Luis Alberto Buttó: ¡Qué pena con la visita!

Luis Alberto Buttó: ¡Qué pena con la visita!

Luis Alberto Buttó @luisbutto3

A los de mi generación en nada le es extraña la expresión: ¡Qué pena con la visita! Era, palabras más, palabras menos, una especie de sentencia de muerte, que ciertamente sería dolorosa, proferida al final del juicio sumario que se ventilaba en apenas el par de segundos en que mamá, tía o abuela (en especial ésta) te miraba amenazante con espadas de fuego en los ojos y lanzaba al aire la fatídica expresión. Todos sabíamos lo que significaba: en la opinión indiscutible del fiscal-juez-jurado que dictaminaba sobre el caso, habíamos cometido una malcriadez imperdonable delante de aquel o aquellos que visitaban la casa. Sabíamos también que la única redención posible era la implacable acción que venía de allá para acá de manera inexorable: un par de coñazos bien dados. By the way, el asunto ya se contó y resultó en trauma cero; perdió esos reales el terapeuta.   

Lo intragable de todo esto es que aun en los tiempos que corren, hay gente a la cual pareciera no darle pena con la visita, en tanto y cuanto hacen y deshacen sin prurito alguno, a sabiendas de que lo acometido implica desdecirse un día sí y el otro también y/o negar en la práctica cotidiana toda la fanfarria discursiva que permanentemente pregonan y que, al final del cuento, representa apenas vulgar ejercicio de impúdica hipocresía. Ejemplos de lo dicho sobran por doquier y quizás se ilustran mejor a partir de ciertas comparaciones históricas. Verbigracia. En los Estados Unidos, en las últimas décadas del siglo XIX, un obrero no calificado ganaba alrededor de nueve dólares semanales. Ésa fue la época de las huelgas de obreros en conquista de jornadas de ocho horas de trabajo diarias que tuvo su epítome en los sangrientos sucesos de Chicago que dieron origen a la conmemoración del 1° de mayo como Día Internacional del Trabajador. Nueve dólares de salario promedio semanal en medio de un capitalismo voraz por primigenio, donde las leyes que favorecían a la clase trabajadora eran prácticamente inexistentes.

Téngase lo anterior en mente para contrastarlo con la realidad venezolana transcurridos más de 130 años de aquel mayo glorioso, que diría un sindicalista de esos que honran el papel desempeñado. Recuérdese también que estamos hablando de socialismo, no de capitalismo, porque éste, supuestamente, es pernicioso para el trabajador. Al cambio oficial del día en que estos párrafos se teclean, el salario mínimo de un trabajador venezolano es de 2,27 dólares mensuales. El pomposamente llamado salario integral (salario mínimo + bono de alimentación; aunque esto último no genera prestaciones de ningún tipo) es de 4,54 dólares mensuales.

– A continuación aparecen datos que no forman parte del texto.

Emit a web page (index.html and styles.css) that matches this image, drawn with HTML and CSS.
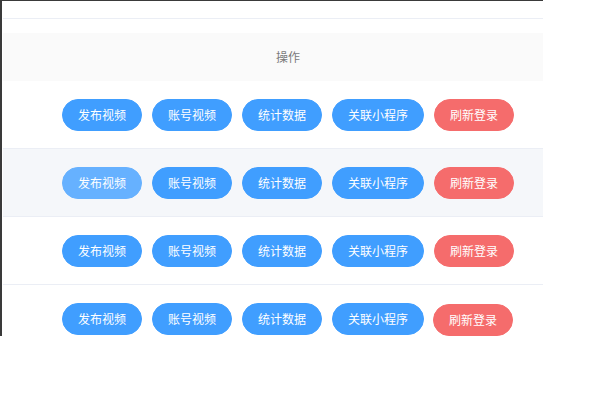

En el primer caso, apenas 6,30% de lo que ganaba un obrero norteamericano en las peores condiciones laborales del capitalismo de ese país. En el segundo caso, 12,6% de lo dicho. No cabe duda señor: ¡Qué pena con los mártires de Chicago!     





Obviamente, esos salarios de ignominia no alcanzan ni para la más magra alimentación. Educación, salud, vivienda, esparcimiento, transporte, ahorro; nada de eso existe. Son lujos pequeño-burgueses que el trabajador tiene prohibido darse. Dirían, entonces, y con sobrada razón, los padres fundadores del llamado (petulancia insoportable de por medio) socialismo científico, que los trabajadores venezolanos, no sólo los manuales, sino incluso muchísimos intelectuales, están sometidos a un proceso voraz de sobreexplotación, pues la contraprestación que reciben por el empeño que le ponen en la lucha cotidiana por la subsistencia se encuentra años luz de la dignidad y justicia merecidas, pues no cubren ni siquiera la más elemental reproducción individual de la fuerza de trabajo. Léase claramente lo de individual. Con esos salarios ningún trabajador come, menos puede aspirar alimentar a su familia. No es hambre de a poquito; es hambre por montones. De nuevo, sin duda alguna: ¡Qué pena compañerito con los señores Carlos Marx y Federico Engels!      

Menos mal que el 1° de mayo pasó este año por debajo de la mesa. De lo contrario, se les hubiese caído la cara de vergüenza con la visita.